What is the difference between a microbrewery and a macrobrewery?

When people say microbrewery or macrobrewery, they aren’t necessarily referring to the brewery’s size. They could very well be referring instead to the spirit or character behind the beer, not any actual output figures. For instance, when people disparage a particular beer as a macrobrew, they almost certainly don’t know how many barrels that brewery produces annually. Rather, they are more likely referring to the beer as perhaps uninspired and tasteless.
But you probably know this already, and what you really want to know is the objective distinction between microbreweries and macrobreweries. For that, we turn to the Brewer’s Association (brewersassociation.org), an organization whose purpose is to serve the interests of American craft brewers and the craft brewing community. The Brewer’s Association defines microbreweries as those that produce less than 15,000 barrels of beer annually and sell  75 percent or more of that beer off-site. It defines large breweries are those that produce more than 6,000,000 barrels annually.
So what about that huge gap? The Brewer’s Association calls those regional breweries, which produce between 15,000 and 6,000,000 barrels of beer per year. And that is why we began this response with an assumption about what people probably mean when they say micro or macro. You never hear anyone dissing regional breweries as such. If someone has something bad to say about a regional brewery, they probably employ the term macrobrewery.
Which leaves us with a decidedly vague distinction—and not much of an answer—if you are looking for a precise cut-off between micro and macro.
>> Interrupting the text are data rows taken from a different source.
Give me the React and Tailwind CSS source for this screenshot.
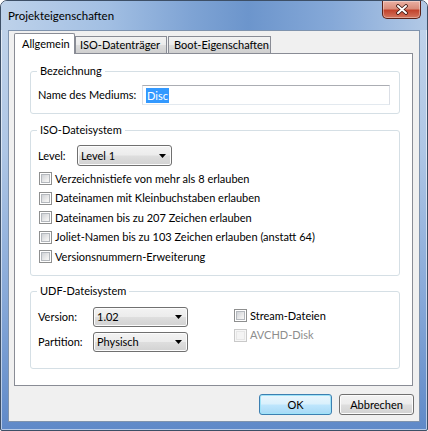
import React from "react";

const font = "font-['Lato','Liberation_Sans',sans-serif] text-[11px] leading-[16px] whitespace-nowrap";

function Checkbox({ label, disabled }) {
  return (
    <div className="flex h-[19.5px] items-center gap-[3px]">
      <span
        className={`ml-[1px] flex h-[13px] w-[13px] flex-none items-center justify-center border ${
          disabled ? "border-[#c9c9c9] bg-[#f7f7f7]" : "border-[#8e8f8f] bg-white"
        }`}
      >
        <span
          className={`h-[9px] w-[9px] border ${
            disabled
              ? "border-[#e6e6e6] bg-[#f4f4f4]"
              : "border-[#b4b8bd] bg-[linear-gradient(135deg,#cfd2d6_0%,#eeeeee_70%,#f7f7f7_100%)]"
          }`}
        />
      </span>
      <span className={disabled ? "text-[#8d8d8d]" : "text-black"}>{label}</span>
    </div>
  );
}

function Combo({ value, tall }) {
  return (
    <div
      className={`flex ${tall ? "h-[21px]" : "h-[20px]"} w-[95px] flex-none items-center justify-between rounded-[3px] border border-[#707070] bg-[linear-gradient(180deg,#f3f3f3_0%,#ececec_48%,#dedede_52%,#d2d2d2_100%)] pl-[3px] pr-[5px] shadow-[inset_0_0_0_1px_#fcfcfc]`}
    >
      <span>{value}</span>
      <svg width="7" height="4" viewBox="0 0 7 4">
        <path d="M0 0h7L3.5 4z" fill="#000" />
      </svg>
    </div>
  );
}

function Group({ title, className, children }) {
  return (
    <div className={`relative rounded-[3px] border border-[#d5dfe5] ${className}`}>
      <span className="absolute -top-[9px] left-[6px] bg-white px-[3px] text-black">{title}</span>
      {children}
    </div>
  );
}

function Button({ children, primary }) {
  return (
    <button
      className={`flex h-[21px] items-center justify-center rounded-[3px] border ${
        primary
          ? "w-[73px] border-[#3c7fb1] bg-[linear-gradient(180deg,#eaf6fd_0%,#d9f0fc_48%,#bee6fd_52%,#a7d9f5_100%)] shadow-[inset_0_0_0_1px_#9fe3f8]"
          : "w-[75px] border-[#707070] bg-[linear-gradient(180deg,#f3f3f3_0%,#ececec_48%,#dedede_52%,#d2d2d2_100%)] shadow-[inset_0_0_0_1px_#fcfcfc]"
      } text-black`}
    >
      {children}
    </button>
  );
}

export default function App() {
  return (
    <div
      className={`flex h-[431px] w-[428px] flex-col rounded-t-[7px] rounded-b-[2px] border border-[#3d4f66] bg-[linear-gradient(180deg,#c3d5eb_0%,#aec6e5_35%,#86a8d8_70%,#5f89c8_100%)] shadow-[inset_0_0_0_1px_rgba(255,255,255,0.55)] ${font}`}
    >
      <div className="flex h-[29px] flex-none items-center justify-between rounded-t-[6px] bg-[linear-gradient(90deg,#bed2ea_0%,#a2bfe3_25%,#7ea3d4_45%,#6c95cc_58%,#86a9d8_78%,#b2c9e6_100%)] pl-[7px] pr-[6px]">
        <span className="text-[11.5px] text-black">Projekteigenschaften</span>
        <div className="flex h-[18px] w-[39px] items-center justify-center self-start rounded-b-[5px] border border-t-0 border-[#5b2219] bg-[linear-gradient(180deg,#eab0a3_0%,#d98d7b_45%,#c2432d_55%,#d4765f_100%)] shadow-[inset_0_0_0_1px_rgba(255,255,255,0.35)]">
          <svg width="14" height="11" viewBox="0 0 14 11">
            <path d="M3 2L11 9M11 2L3 9" stroke="#3a1510" strokeWidth="3.6" strokeLinecap="round" />
            <path d="M3 2L11 9M11 2L3 9" stroke="#ffffff" strokeWidth="2" strokeLinecap="round" />
          </svg>
        </div>
      </div>

      <div className="mx-[7px] mb-[8px] flex h-[392px] flex-none flex-col border border-[#7f93ad] bg-[#f0f0f0] pl-[5px] pr-[6px] pt-[2px]">
        <div className="flex h-[20px] items-end">
          <div className="relative z-10 -mb-px h-[21px] w-[61px] rounded-t-[2px] border border-b-0 border-[#898c95] bg-white pl-[7px] pt-[2px]">
            Allgemein
          </div>
          <div className="h-[17px] w-[92px] border border-b-0 border-[#898c95] bg-[linear-gradient(180deg,#f2f2f2_0%,#ebebeb_50%,#dddddd_50%,#cfcfcf_100%)] pl-[4px]">
            ISO-Datenträger
          </div>
          <div className="ml-[1px] h-[17px] w-[103px] border border-b-0 border-[#898c95] bg-[linear-gradient(180deg,#f2f2f2_0%,#ebebeb_50%,#dddddd_50%,#cfcfcf_100%)] pl-[5px]">
            Boot-Eigenschaften
          </div>
        </div>

        <div className="flex h-[333px] w-[399px] flex-none flex-col border border-[#898c95] bg-white pl-[15px] pr-[12px] pt-[17px]">
          <Group title="Bezeichnung" className="h-[43px] pl-[7px] pr-[9px] pt-[13px]">
            <div className="flex items-center">
              <span className="w-[104px] flex-none">Name des Mediums:</span>
              <div className="flex h-[20px] flex-1 items-center border border-[#dbdfe6] border-t-[#abadb3] border-b-[#e3e9ef] pl-[3px]">
                <span className="bg-[#3399ff] px-[1px] leading-[15px] text-white">Disc</span>
              </div>
            </div>
          </Group>

          <Group title="ISO-Dateisystem" className="mt-[16px] h-[146px] pl-[7px] pt-[14px]">
            <div className="flex items-center">
              <span className="w-[39px] flex-none">Level:</span>
              <Combo value="Level 1" tall />
            </div>
            <div className="mt-[3px] flex flex-col">
              <Checkbox label="Verzeichnistiefe von mehr als 8 erlauben" />
              <Checkbox label="Dateinamen mit Kleinbuchstaben erlauben" />
              <Checkbox label="Dateinamen bis zu 207 Zeichen erlauben" />
              <Checkbox label="Joliet-Namen bis zu 103 Zeichen erlauben (anstatt 64)" />
              <Checkbox label="Versionsnummern-Erweiterung" />
            </div>
          </Group>

          <Group title="UDF-Dateisystem" className="mt-[15px] flex h-[78px] pl-[7px] pt-[15px]">
            <div className="flex flex-col gap-[5px]">
              <div className="flex items-center">
                <span className="w-[55px] flex-none">Version:</span>
                <Combo value="1.02" />
              </div>
              <div className="flex items-center">
                <span className="w-[55px] flex-none">Partition:</span>
                <Combo value="Physisch" />
              </div>
            </div>
            <div className="-mt-px ml-[45px] flex flex-col">
              <Checkbox label="Stream-Dateien" />
              <Checkbox label="AVCHD-Disk" disabled />
            </div>
          </Group>
        </div>

        <div className="-mr-px mt-[8px] flex justify-end gap-[7px]">
          <Button primary>OK</Button>
          <Button>Abbrechen</Button>
        </div>
      </div>
    </div>
  );
}
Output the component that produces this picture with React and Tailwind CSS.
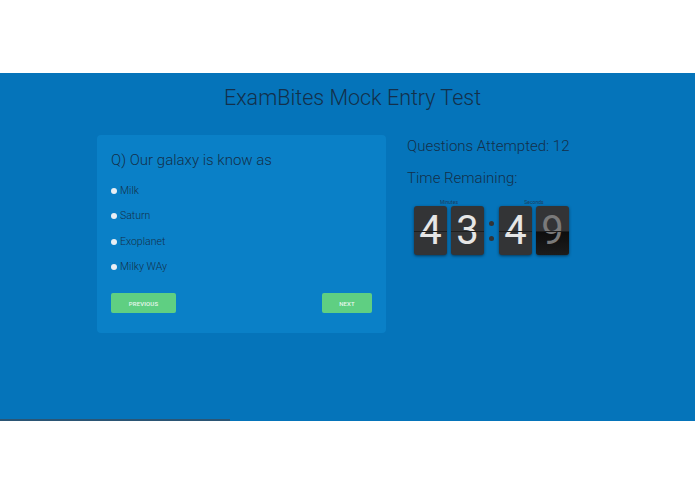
import React from 'react';

const options = ['Milk', 'Saturn', 'Exoplanet', 'Milky WAy'];

const FlipDigit = ({ value, flipping }) => (
  <div className="relative w-[33px] h-[49px] rounded-[3px] bg-[#333436] shadow-[0_1px_3px_rgba(0,0,0,0.5)] flex items-center justify-center overflow-hidden">
    {flipping && <div className="absolute left-0 right-0 bottom-0 h-1/2 bg-gradient-to-b from-[#0d0d0d] to-[#1c1c1c]" />}
    <span className={`relative text-[40px] leading-none font-normal ${flipping ? 'text-[#7a7a7a]' : 'text-[#e6e6e6]'}`}>{value}</span>
    <div className="absolute left-0 right-0 top-1/2 h-px bg-[#1e1e1e]" />
  </div>
);

const App = () => {
  return (
    <div className="w-[695px] h-[494px] bg-white font-['Roboto',sans-serif]">
      <div className="h-[73px]" />
      <div className="relative h-[348px] bg-[#0574ba]">
        <h1 className="pt-[11px] pl-[10px] text-center text-[21.5px] font-light text-[#13304b] leading-[28px]">ExamBites Mock Entry Test</h1>

        <div className="flex mt-[23px]">
          <div className="ml-[97px] w-[289px] h-[198px] rounded-[4px] bg-[#0a80c7] pl-[14px] pr-[14px] pt-[15px]">
            <p className="text-[15px] font-light text-[#13304b] leading-[20px]">Q) Our galaxy is know as</p>
            <div className="mt-[8px] flex flex-col">
              {options.map((o) => (
                <label key={o} className="flex items-center h-[25.5px] text-[10.5px] font-light text-[#13304b]">
                  <span className="w-[6px] h-[6px] rounded-full bg-[#e8eef4] mr-[3px]" />
                  {o}
                </label>
              ))}
            </div>
            <div className="mt-[13px] flex justify-between">
              <button className="w-[65px] h-[20px] rounded-[2px] bg-[#5fcf82] text-[6px] font-medium tracking-wide text-[#e8f7ee]">PREVIOUS</button>
              <button className="w-[50px] h-[20px] rounded-[2px] bg-[#5fcf82] text-[6px] font-medium tracking-wide text-[#e8f7ee]">NEXT</button>
            </div>
          </div>

          <div className="ml-[21px] pt-[1px]">
            <p className="text-[15px] font-light text-[#13304b] leading-[20px]">Questions Attempted: 12</p>
            <p className="mt-[12px] text-[15px] font-light text-[#13304b] leading-[20px]">Time Remaining:</p>
            <div className="ml-[7px] mt-[10px] flex">
              <div className="flex flex-col items-center">
                <span className="text-[5px] text-[#1c3c5c] leading-[8px]">Minutes</span>
                <div className="flex gap-[4px]">
                  <FlipDigit value="4" />
                  <FlipDigit value="3" />
                </div>
              </div>
              <div className="w-[15px] pt-[23px] flex flex-col items-center gap-[10px]">
                <span className="w-[5px] h-[5px] rounded-full bg-[#333436]" />
                <span className="w-[5px] h-[5px] rounded-full bg-[#333436]" />
              </div>
              <div className="flex flex-col items-center">
                <span className="text-[5px] text-[#1c3c5c] leading-[8px]">Seconds</span>
                <div className="flex gap-[4px]">
                  <FlipDigit value="4" />
                  <FlipDigit value="9" flipping />
                </div>
              </div>
            </div>
          </div>
        </div>

        <div className="absolute left-0 bottom-0 w-[230px] h-[2px] bg-[#2b5574]" />
      </div>
    </div>
  );
};

export default App;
You have some exact figures, but any precise distinction, if it exists, would appear somewhere in that huge swath of regional brewery gray area.
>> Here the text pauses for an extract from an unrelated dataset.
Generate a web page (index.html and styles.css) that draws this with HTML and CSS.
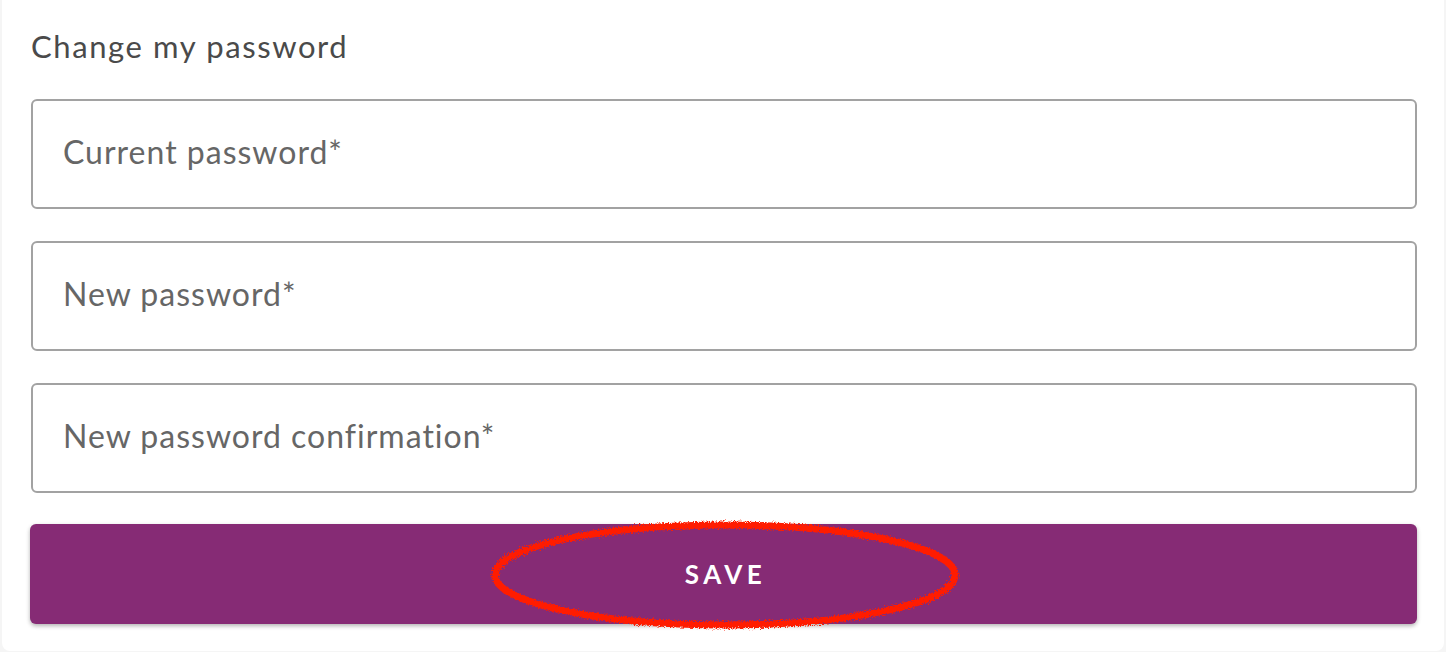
FILE: index.html
```html
<!DOCTYPE html>
<html lang="en">
<head>
    <meta charset="UTF-8">
    <meta name="viewport" content="width=device-width, initial-scale=1.0">
    <title>Change my password</title>
    <link rel="stylesheet" href="styles.css">
</head>
<body>

    <div class="card">
        <h2 class="card-title">Change my password</h2>

        <form class="password-form" onsubmit="return false;">
            <input type="password" class="field" placeholder="Current password*">
            <input type="password" class="field" placeholder="New password*">
            <input type="password" class="field" placeholder="New password confirmation*">

            <div class="save-wrap">
                <button type="submit" class="save-btn">SAVE</button>

                <!-- hand drawn marker around the button label -->
                <svg class="scribble" width="476" height="118" viewBox="0 0 476 118">
                    <defs>
                        <filter id="rough" x="-5%" y="-10%" width="110%" height="120%">
                            <feTurbulence type="fractalNoise" baseFrequency="0.8" numOctaves="3" seed="5"/>
                            <feDisplacementMap in="SourceGraphic" scale="6"/>
                        </filter>
                    </defs>
                    <ellipse cx="238" cy="57" rx="230" ry="50" fill="none" stroke="#ff1c00" stroke-width="7" filter="url(#rough)"/>
                </svg>
            </div>
        </form>
    </div>

</body>
</html>
```

FILE: styles.css
```css
body {
    margin: 0;
    padding: 0;
    background-color: #f5f5f5;
    font-family: 'Lato', 'Open Sans', sans-serif;
}


.card {
    margin: 0 2px;
    height: 651px;
    box-sizing: border-box;
    padding: 24px 27px 0 28px;
    background-color: #fff;
    border-radius: 0 0 8px 8px;
}


.card-title {
    margin: 0 0 0 1px;
    font-size: 31px;
    font-weight: normal;
    line-height: 44px;
    color: #4a4a4a;
    letter-spacing: 1.6px;
}


.password-form {
    display: flex;
    flex-direction: column;
    gap: 32px;
    margin-top: 31px;
}


.field {
    height: 110px;
    box-sizing: border-box;
    padding: 0 30px 6px 30px;
    border: 2px solid #a2a2a2;
    border-radius: 6px;
    font-family: inherit;
    font-size: 32px;
    letter-spacing: 1px;
    color: #4a4a4a;
    background-color: #fff;
    margin-left: 1px;
    width: calc(100% - 1px);
}

.field::placeholder {
    color: #666;
}


.save-wrap {
    position: relative;
    margin-top: -1px;
}

.save-btn {
    display: block;
    width: 100%;
    height: 100px;
    padding: 0 0 0 4px;
    border: none;
    border-radius: 6px;
    background-color: #862b75;
    color: #fff;
    font-family: inherit;
    font-size: 26px;
    font-weight: bold;
    letter-spacing: 4.5px;
    box-shadow: 0 2px 4px rgba(0, 0, 0, 0.3);
    cursor: pointer;
}


.scribble {
    position: absolute;
    left: 457px;
    top: -6px;
    pointer-events: none;
}
```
Because of this, we’re going to stick with what we think people mean when they say microbrewery or macrobrewery. When people who are unaware of the definition in terms of precise output say microbrewery, they likely mean a few things. To wit, the brewery:
As discussed, has an output that is pretty small compared to the big guys
Has a smaller target audience than the biggies
Seems to care more about the character of their beer(s), which themselves (the care and the character) are the selling point, without the need to employ beaches or beautiful women, etc.
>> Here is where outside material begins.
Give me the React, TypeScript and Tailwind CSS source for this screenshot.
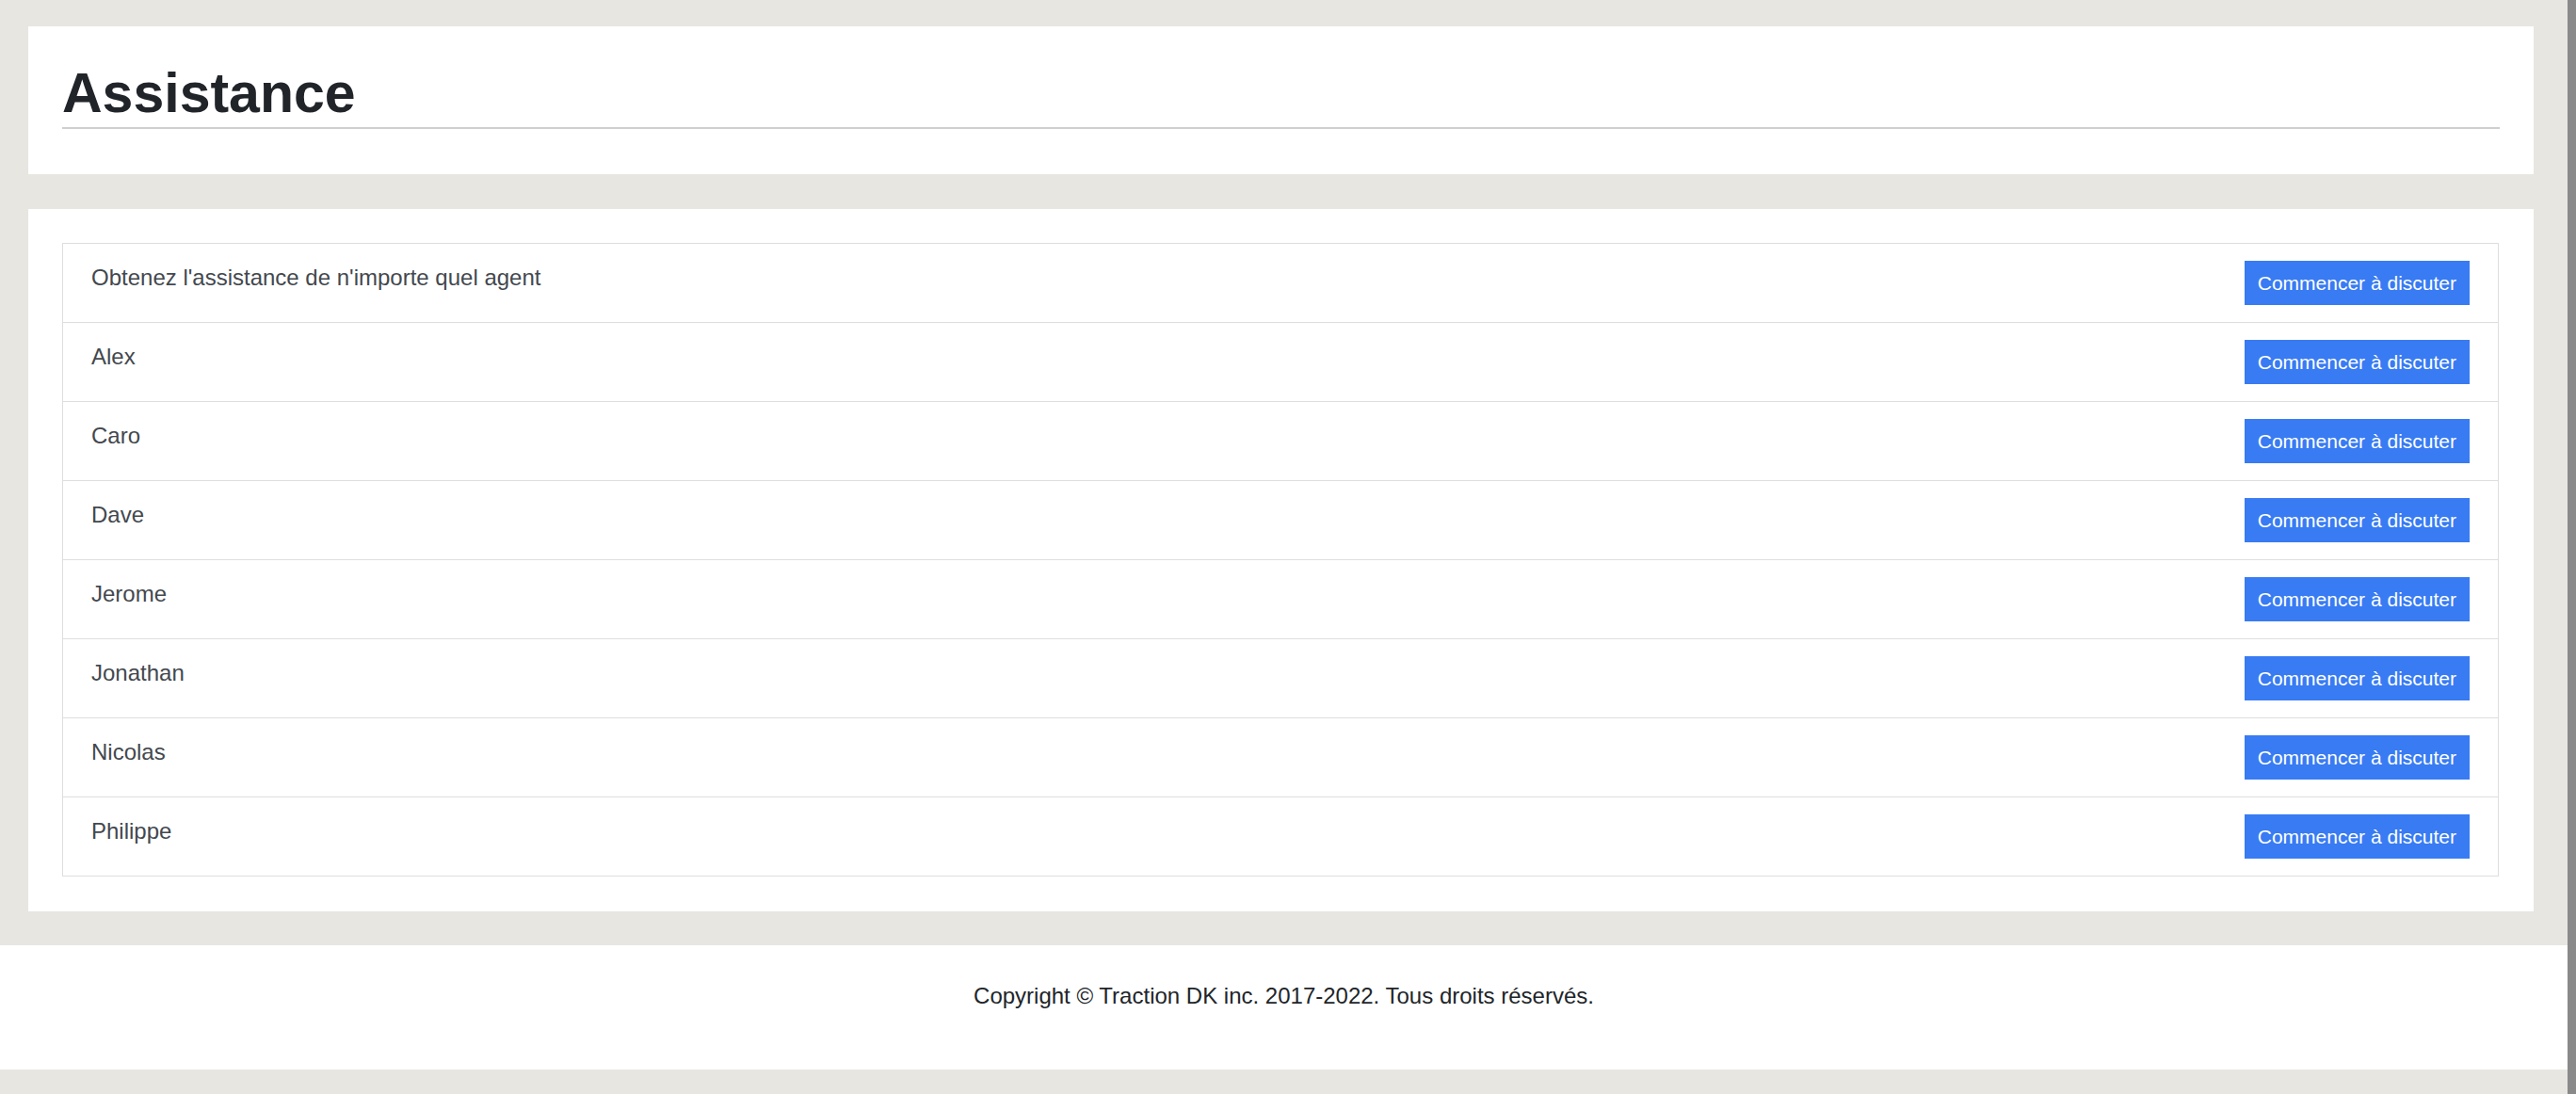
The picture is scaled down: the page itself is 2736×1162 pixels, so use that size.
import React from 'react';

const agents: string[] = [
  "Obtenez l'assistance de n'importe quel agent",
  'Alex',
  'Caro',
  'Dave',
  'Jerome',
  'Jonathan',
  'Nicolas',
  'Philippe',
];

const App: React.FC = () => {
  return (
    <div className="flex min-h-screen bg-[#e8e6e1] font-['Liberation_Sans',Arial,sans-serif]">
      <div className="flex-1 min-w-0">
        <div className="pt-[28px] pl-[30px] pr-[36px] space-y-[37px]">
          <section className="bg-white px-[36px] pt-[36px] pb-[48px]">
            <h1 className="border-b-2 border-[#cfcfcf] text-[59px] font-bold leading-[71px] text-[#212529]">
              Assistance
            </h1>
          </section>

          <section className="bg-white p-[36px] pr-[37px] pb-[37px]">
            <div className="border border-[#dedede]">
              {agents.map((agent, i) => (
                <div
                  key={agent}
                  className={`flex items-start justify-between px-[30px] py-[18px] ${
                    i < agents.length - 1 ? 'border-b border-[#dedede]' : ''
                  }`}
                >
                  <span className="text-[24px] leading-[36px] text-[#43484e]">{agent}</span>
                  <button className="flex h-[47px] items-center bg-[#387bf3] px-[14px] text-[21px] text-white">
                    Commencer à discuter
                  </button>
                </div>
              ))}
            </div>
          </section>
        </div>

        <footer className="mt-[36px] bg-white pt-[36px] pb-[60px] text-center">
          <p className="text-[24px] leading-[36px] text-[#212529]">
            Copyright © Traction DK inc. 2017-2022. Tous droits réservés.
          </p>
        </footer>
      </div>
      <div className="w-[9px] shrink-0 bg-[#8a8a8a]" />
    </div>
  );
};

export default App;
The general idea behind macrobreweries on the other hand is if you make something on a massive scale for a huge audience, you need to remove a lot of the character. They are not  trying to make a beer without character or taste. They are trying to make a beer that the least number of people will dislike. A lot of people who prefer macrobrews probably don’t necessarily enjoy the taste itself, but rather the absence of certain tastes that they do not like—it’s not too hoppy, too malty, or too anything.
So the number of barrels aside, that leaves us with the fact that in common use anyway, microbrewery and macrobrewery are pretty imprecise terms. But at least their connotations are usually pretty clear.